Well, if the Spirit does not bark, and if you cannot believe "anything or everything" about his operations, then how does the Holy Spirit show himself?

Gordon Fee, in his 1994 work "God's Empowering Presence" (Hendrickson), answers that question on the basis of Paul's letters. And the answer is: It is the wrong question. Rather than ask how the Spirit "shows himself," the church instead should be asking how it shows itself and its witness to be Spirit driven. Fee concludes that the contemporary Western church, Pentecostal and non-Pentecostal, due to enculturation, is missing the point of the Spirit's coming, and is therefore "quenching the Spirit," marginalizing and domesticating him, and ultimately making the church's witness ineffective.
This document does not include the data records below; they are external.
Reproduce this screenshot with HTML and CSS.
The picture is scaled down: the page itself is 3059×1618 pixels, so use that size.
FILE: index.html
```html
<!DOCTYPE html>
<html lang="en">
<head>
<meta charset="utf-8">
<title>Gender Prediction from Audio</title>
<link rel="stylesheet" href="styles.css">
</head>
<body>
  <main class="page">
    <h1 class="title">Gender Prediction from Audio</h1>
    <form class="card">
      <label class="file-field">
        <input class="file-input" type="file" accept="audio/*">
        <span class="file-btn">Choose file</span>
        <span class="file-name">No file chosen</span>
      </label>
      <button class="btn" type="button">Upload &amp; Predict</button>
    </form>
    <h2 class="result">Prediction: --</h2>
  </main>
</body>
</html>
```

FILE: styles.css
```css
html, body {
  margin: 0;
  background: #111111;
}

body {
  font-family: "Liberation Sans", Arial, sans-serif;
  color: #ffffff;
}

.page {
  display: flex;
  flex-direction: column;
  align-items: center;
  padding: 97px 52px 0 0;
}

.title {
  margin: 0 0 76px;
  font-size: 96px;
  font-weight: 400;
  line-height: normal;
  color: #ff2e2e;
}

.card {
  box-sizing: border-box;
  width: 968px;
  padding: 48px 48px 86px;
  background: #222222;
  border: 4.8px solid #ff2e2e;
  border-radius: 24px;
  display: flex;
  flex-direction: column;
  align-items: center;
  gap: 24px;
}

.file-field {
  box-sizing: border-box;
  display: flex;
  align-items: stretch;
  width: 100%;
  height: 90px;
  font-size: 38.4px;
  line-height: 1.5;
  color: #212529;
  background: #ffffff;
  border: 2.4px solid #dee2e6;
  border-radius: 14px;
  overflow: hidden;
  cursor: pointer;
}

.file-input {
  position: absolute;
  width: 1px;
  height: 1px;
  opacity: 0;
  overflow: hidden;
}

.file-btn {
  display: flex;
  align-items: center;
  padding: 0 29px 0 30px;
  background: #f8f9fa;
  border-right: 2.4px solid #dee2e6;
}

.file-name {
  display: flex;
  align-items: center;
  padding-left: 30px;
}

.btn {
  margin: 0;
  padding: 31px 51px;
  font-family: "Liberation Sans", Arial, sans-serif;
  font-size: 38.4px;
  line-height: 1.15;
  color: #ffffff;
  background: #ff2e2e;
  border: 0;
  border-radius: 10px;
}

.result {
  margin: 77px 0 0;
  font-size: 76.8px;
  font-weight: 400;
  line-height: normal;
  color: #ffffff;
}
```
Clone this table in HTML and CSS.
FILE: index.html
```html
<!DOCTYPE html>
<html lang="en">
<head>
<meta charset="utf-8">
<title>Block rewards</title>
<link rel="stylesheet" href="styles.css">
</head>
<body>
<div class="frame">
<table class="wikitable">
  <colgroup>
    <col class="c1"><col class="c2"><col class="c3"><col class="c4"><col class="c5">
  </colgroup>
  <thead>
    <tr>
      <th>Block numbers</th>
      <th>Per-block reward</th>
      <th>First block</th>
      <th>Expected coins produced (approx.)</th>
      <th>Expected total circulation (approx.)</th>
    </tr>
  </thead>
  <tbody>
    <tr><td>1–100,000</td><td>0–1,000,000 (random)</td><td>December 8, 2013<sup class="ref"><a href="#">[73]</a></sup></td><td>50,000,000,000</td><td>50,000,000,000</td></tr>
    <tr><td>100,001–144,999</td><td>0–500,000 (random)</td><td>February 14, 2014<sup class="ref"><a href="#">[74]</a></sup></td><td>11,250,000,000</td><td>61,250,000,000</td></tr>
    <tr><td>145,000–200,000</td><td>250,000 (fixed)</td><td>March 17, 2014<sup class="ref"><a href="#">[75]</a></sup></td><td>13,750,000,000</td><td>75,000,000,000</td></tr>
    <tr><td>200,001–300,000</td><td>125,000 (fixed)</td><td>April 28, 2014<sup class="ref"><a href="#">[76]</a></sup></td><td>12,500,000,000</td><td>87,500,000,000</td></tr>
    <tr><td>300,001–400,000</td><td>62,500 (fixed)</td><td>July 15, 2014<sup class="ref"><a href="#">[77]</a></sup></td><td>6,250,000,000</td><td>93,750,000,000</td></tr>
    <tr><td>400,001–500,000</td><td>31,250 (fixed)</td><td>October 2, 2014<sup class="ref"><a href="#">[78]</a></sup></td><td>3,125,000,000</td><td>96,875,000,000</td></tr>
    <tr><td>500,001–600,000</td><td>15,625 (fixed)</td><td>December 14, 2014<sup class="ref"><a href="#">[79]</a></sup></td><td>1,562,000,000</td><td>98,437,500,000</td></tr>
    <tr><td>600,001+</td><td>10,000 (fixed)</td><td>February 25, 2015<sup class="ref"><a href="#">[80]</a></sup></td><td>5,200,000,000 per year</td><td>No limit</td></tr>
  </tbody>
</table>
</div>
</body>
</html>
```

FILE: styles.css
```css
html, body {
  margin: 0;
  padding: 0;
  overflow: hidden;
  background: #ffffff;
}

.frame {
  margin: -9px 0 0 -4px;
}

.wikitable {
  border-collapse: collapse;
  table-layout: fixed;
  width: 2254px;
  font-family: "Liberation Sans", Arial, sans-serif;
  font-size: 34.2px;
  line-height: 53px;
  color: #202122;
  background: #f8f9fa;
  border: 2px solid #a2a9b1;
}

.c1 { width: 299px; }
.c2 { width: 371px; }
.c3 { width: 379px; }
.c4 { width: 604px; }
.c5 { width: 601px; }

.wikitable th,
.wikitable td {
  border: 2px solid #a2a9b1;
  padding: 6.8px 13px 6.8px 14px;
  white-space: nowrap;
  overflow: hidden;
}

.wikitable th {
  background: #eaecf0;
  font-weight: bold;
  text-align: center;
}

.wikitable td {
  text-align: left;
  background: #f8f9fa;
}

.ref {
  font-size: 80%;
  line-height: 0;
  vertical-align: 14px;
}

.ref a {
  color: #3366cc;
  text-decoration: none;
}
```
"I do not mean that the Holy Spirit is not present; he is indeed, or we are not of Christ at all," he writes. He is asserting, however, that Paul's churches "had the better of it" and that the twentieth-century church should ("dare I say 'must' ") attempt to regain lost ground when it comes to living the Christian life in the Spirit.

GOD'S EMPOWERING PRESENCE

Decades of studying and teaching Paul, and writing commentaries about his letters, led Fee to believe that, when it comes to how Paul understood the role of the local body and how the church operates today, something is skewed. The concern boiled down to how churches understood the person and role of the Holy Spirit. The subject of the Holy Spirit, he noted, had been neglected by much of the academy, especially in Pauline studies. So he undertook an intensive study to search Paul out on these things. The result was the publication of the massive (nearly one thousand pages) God's Empowering Presence--"a veritable tour de force," says one reviewer. Another says that the book "is the sort of Pentecostal theology for which serious students of the Bible have been waiting," since Fee, he says, comes "from a Pentecostal background" and yet is "a first-class scholar."